Records with interface code
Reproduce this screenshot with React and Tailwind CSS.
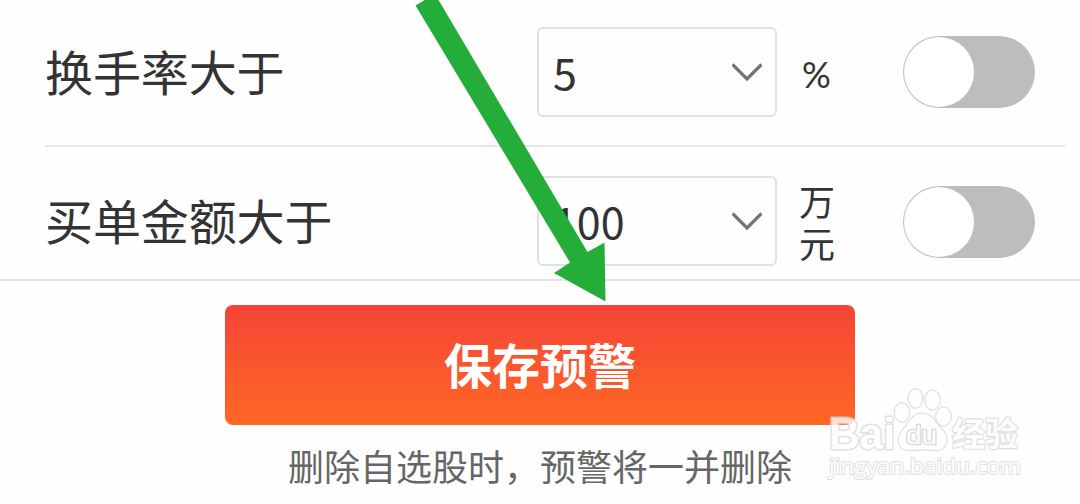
import React, { useState } from 'react'

const rules = [
  { id: 'turnover', label: '换手率大于', value: '5', unit: '%' },
  { id: 'amount', label: '买单金额大于', value: '100', unit: '万元' },
]

const ChevronDown = () => (
  <svg width="30" height="19" viewBox="0 0 30 19" fill="none" className="mr-px shrink-0">
    <path d="M0.5 1.5L15 16L29.5 1.5" stroke="#747474" strokeWidth="3.2" />
  </svg>
)

const Toggle = ({ checked, onChange }) => (
  <button
    type="button"
    role="switch"
    aria-checked={checked}
    onClick={onChange}
    className={`flex h-[72px] w-[132px] shrink-0 rounded-full p-px ${
      checked ? 'justify-end bg-[#f54336]' : 'justify-start bg-[#bdbdbd]'
    }`}
  >
    <span className="size-[70px] rounded-full bg-white" />
  </button>
)

const RuleRow = ({ rule, checked, onToggle }) => (
  <div className="flex h-[90px] items-center">
    <span className="w-[492px] pb-[4px] text-[48px] leading-none tracking-[-0.1px]">{rule.label}</span>
    <div className="flex h-[90px] w-[240px] items-center justify-between rounded-md border-2 border-[#e0e0e0] pr-3 pl-[14px]">
      <span className="pb-[2px] text-[43px] leading-none">{rule.value}</span>
      <ChevronDown />
    </div>
    <span
      className={`ml-[22px] w-[40px] leading-[42px] ${
        rule.unit === '%' ? "pt-[3px] pl-[3px] font-['Lato',sans-serif] text-[36px]" : 'pb-px text-[36px]'
      }`}
    >
      {rule.unit}
    </span>
    <div className={rule.unit === '%' ? 'ml-16' : 'ml-16 pt-[2px]'}>
      <Toggle checked={checked} onChange={onToggle} />
    </div>
  </div>
)

const Arrow = () => (
  <svg width="200" height="304" viewBox="410 0 200 304" className="pointer-events-none absolute top-0 left-[410px]">
    <polygon points="415.5,5.5 435,-6 587.5,252 604.5,242.5 605.5,301.5 554,273 570,262.5" fill="#24ad38" />
  </svg>
)

const Watermark = () => (
  <svg
    width="210"
    height="110"
    viewBox="820 380 210 110"
    className="pointer-events-none absolute top-[380px] left-[820px] opacity-80"
    fill="#fff"
    stroke="#d8d8d8"
    paintOrder="stroke"
    strokeLinejoin="round"
  >
    <g strokeWidth="2.4">
      <ellipse cx="902" cy="412.5" rx="7.2" ry="9.2" />
      <ellipse cx="915.5" cy="398.5" rx="6.8" ry="9.2" />
      <ellipse cx="932.5" cy="400" rx="7.2" ry="9.2" />
      <ellipse cx="943.5" cy="416.5" rx="7.2" ry="9" />
      <path d="M922 413.5C914 413.5 911 420 907 425C903 430 898.5 434 898.5 441C899 448 905 450.5 911 450C918 449 927 449 934 450C941 450.5 946 447 946.5 440C947 433 941 429 937 424C933 419 930 413.5 922 413.5Z" />
    </g>
    <text
      x="829"
      y="448.5"
      fontFamily="'Liberation Sans', sans-serif"
      fontWeight="700"
      fontSize="44"
      textLength="66"
      lengthAdjust="spacingAndGlyphs"
      strokeWidth="3"
    >
      Bai
    </text>
    <text
      x="906"
      y="443.5"
      fontFamily="'Liberation Sans', sans-serif"
      fontSize="26"
      textLength="31"
      lengthAdjust="spacingAndGlyphs"
      strokeWidth="2.6"
      stroke="#cfcfcf"
    >
      du
    </text>
    <text
      x="952"
      y="446"
      fontFamily="'Noto Sans CJK SC', sans-serif"
      fontSize="33"
      fontWeight="700"
      strokeWidth="2.4"
    >
      经验
    </text>
    <text
      x="829"
      y="474"
      fontFamily="'Open Sans', sans-serif"
      fontSize="22"
      textLength="192"
      lengthAdjust="spacingAndGlyphs"
      strokeWidth="2"
    >
      jingyan.baidu.com
    </text>
  </svg>
)

const App = () => {
  const [enabled, setEnabled] = useState({})

  const toggle = (id) => setEnabled((prev) => ({ ...prev, [id]: !prev[id] }))

  return (
    <div className="relative h-[504px] w-[1080px] overflow-hidden bg-[#fefefe] font-['Noto_Sans_CJK_SC',sans-serif] text-[#333]">
      <div className="border-b-2 border-[#e5e5e5] pt-[27px] pb-[13px] pl-[45px]">
        <div className="mr-[15px] mb-[29px] border-b-2 border-[#e5e5e5] pb-7">
          <RuleRow rule={rules[0]} checked={!!enabled.turnover} onToggle={() => toggle('turnover')} />
        </div>
        <RuleRow rule={rules[1]} checked={!!enabled.amount} onToggle={() => toggle('amount')} />
      </div>

      <div className="flex flex-col items-center pt-6">
        <button
          type="button"
          className="h-[120px] w-[630px] rounded-lg bg-linear-to-b from-[#f54336] to-[#ff6722] pb-[4px] text-[48px] leading-none font-bold text-white"
        >
          保存预警
        </button>
        <p className="mt-[22px] text-[36px] leading-none whitespace-nowrap text-[#666]">
          删除自选股时，预警将一并删除
        </p>
      </div>

      <Arrow />
      <Watermark />
    </div>
  )
}

export default App
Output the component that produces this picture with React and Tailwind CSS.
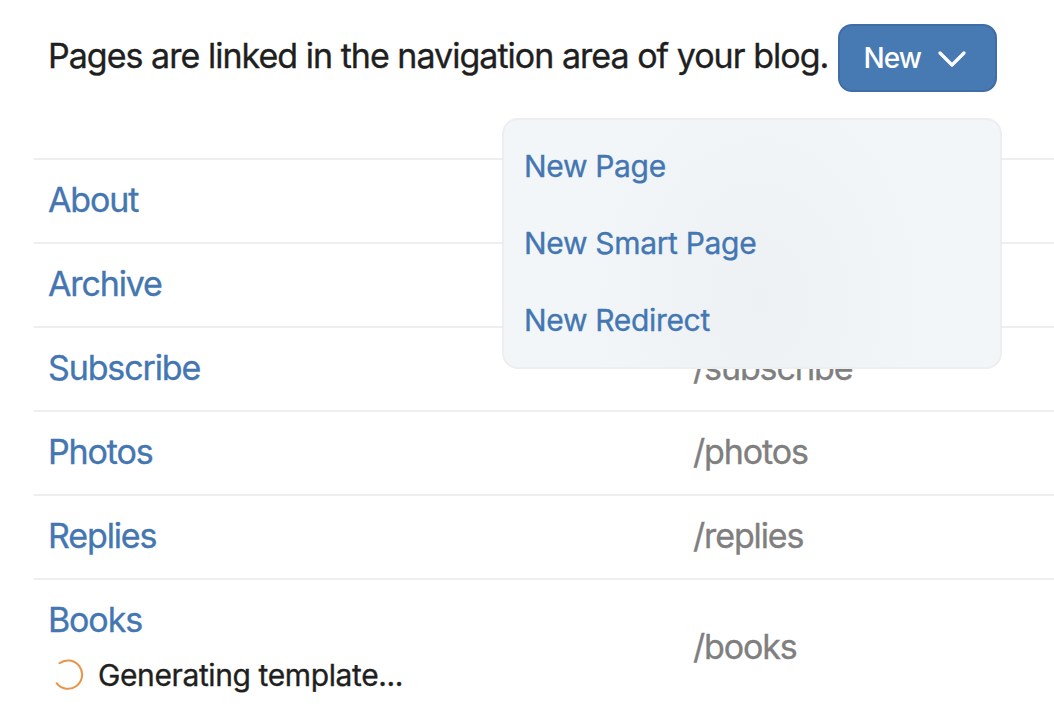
const rows = [
  { name: "About", path: "/about" },
  { name: "Archive", path: "/archive" },
  { name: "Subscribe", path: "/subscribe" },
  { name: "Photos", path: "/photos" },
  { name: "Replies", path: "/replies" },
];

const actions = ["New Page", "New Smart Page", "New Redirect"];

function Chevron() {
  return (
    <svg className="mt-0.5" width="28" height="18" viewBox="0 0 28 18" fill="none" stroke="currentColor" strokeWidth="3.2" strokeLinecap="round" strokeLinejoin="round">
      <path d="M2 3l12 12L26 3" />
    </svg>
  );
}

function Spinner() {
  return (
    <svg className="ml-1" width="32" height="32" viewBox="0 0 32 32" fill="none" stroke="#e8954a" strokeWidth="2" strokeLinecap="round">
      <path d="M7.5 4.2A14.2 14.2 0 1 1 4.6 24.2" />
    </svg>
  );
}

export default function App() {
  return (
    <div className="h-[712px] w-[1054px] overflow-hidden bg-white pl-[34px] font-['Inter',sans-serif] text-[34px] leading-[42px] tracking-[-1.13px] text-[#1f1f21] [-webkit-text-stroke:0.35px]">
      <header className="flex h-[158px] items-start pl-[14px] pt-6">
        <p className="mt-[11px] w-[790px] whitespace-nowrap tracking-[-0.98px]">Pages are linked in the navigation area of your blog.</p>
        <div className="relative">
          <button className="flex h-[68px] w-[159px] items-center gap-[17px] rounded-[14px] border-2 border-[#3f6ea6] bg-[#4779b3] pl-[23.5px] text-[28px] font-medium tracking-[-0.9px] text-white [-webkit-text-stroke:0]">
            New
            <Chevron />
          </button>
          <nav className="absolute -right-[5px] top-[94px] flex h-[251px] w-[500px] flex-col rounded-[16px] border-2 border-[#eeeeee] bg-[#f2f6f9] bg-[radial-gradient(ellipse_180px_240px_at_255px_180px,#edf1f4,#eff3f6_45%,#f2f6f9)] pl-5 pt-[7px] text-[30px] tracking-[-0.32px] text-[#4477b2]">
            {actions.map((label) => (
              <a key={label} className="flex h-[77px] items-center">{label}</a>
            ))}
          </nav>
        </div>
      </header>
      <main>
        {rows.map((r) => (
          <div key={r.name} className="flex h-[84px] items-center border-t-2 border-[#eeeeee] pb-0.5 pl-[14px]">
            <a className="w-[645px] text-[#4477b2]">{r.name}</a>
            <span className="text-[#7f7f7f]">{r.path}</span>
          </div>
        ))}
        <div className="flex h-[138px] items-center border-t-2 border-[#eeeeee] pb-0.5 pl-[14px]">
          <div className="w-[645px]">
            <a className="block text-[#4477b2]">Books</a>
            <div className="mt-[13px] flex items-center gap-[14px] text-[30px] tracking-[-0.39px]">
              <Spinner />
              Generating template...
            </div>
          </div>
          <span className="text-[#7f7f7f]">/books</span>
        </div>
      </main>
    </div>
  );
}
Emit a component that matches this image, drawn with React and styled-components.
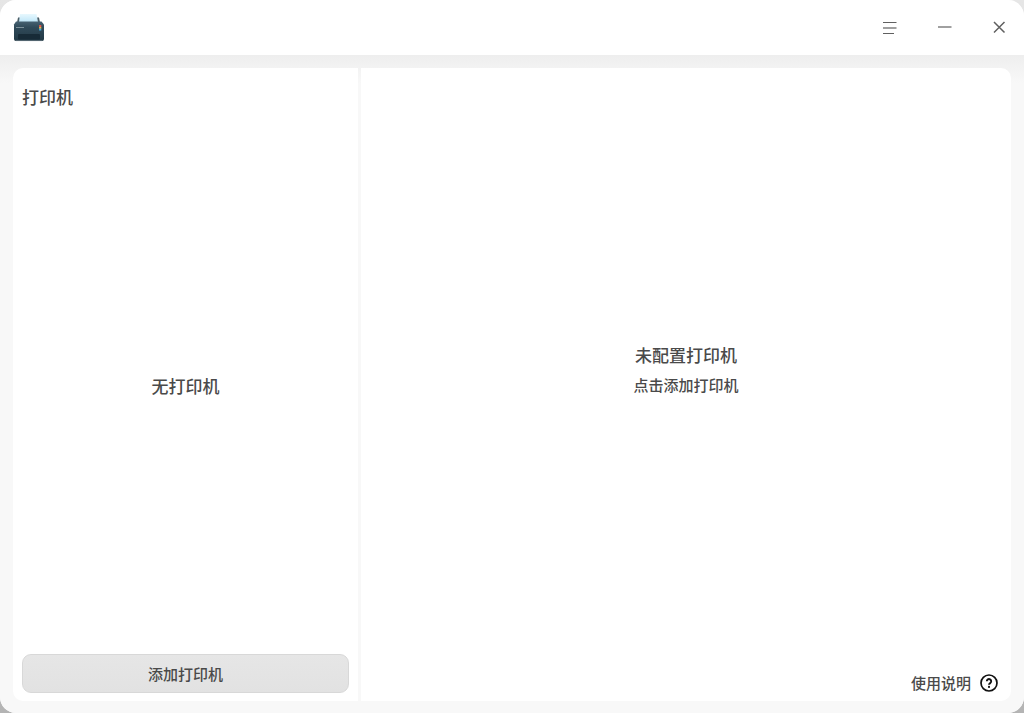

What you need to do. Gather up, from the records above, each line where the word "that" appears.

Solution for this task.
Output the component that produces this picture with React and Tailwind CSS.
Emit a component that matches this image, drawn with React and styled-components.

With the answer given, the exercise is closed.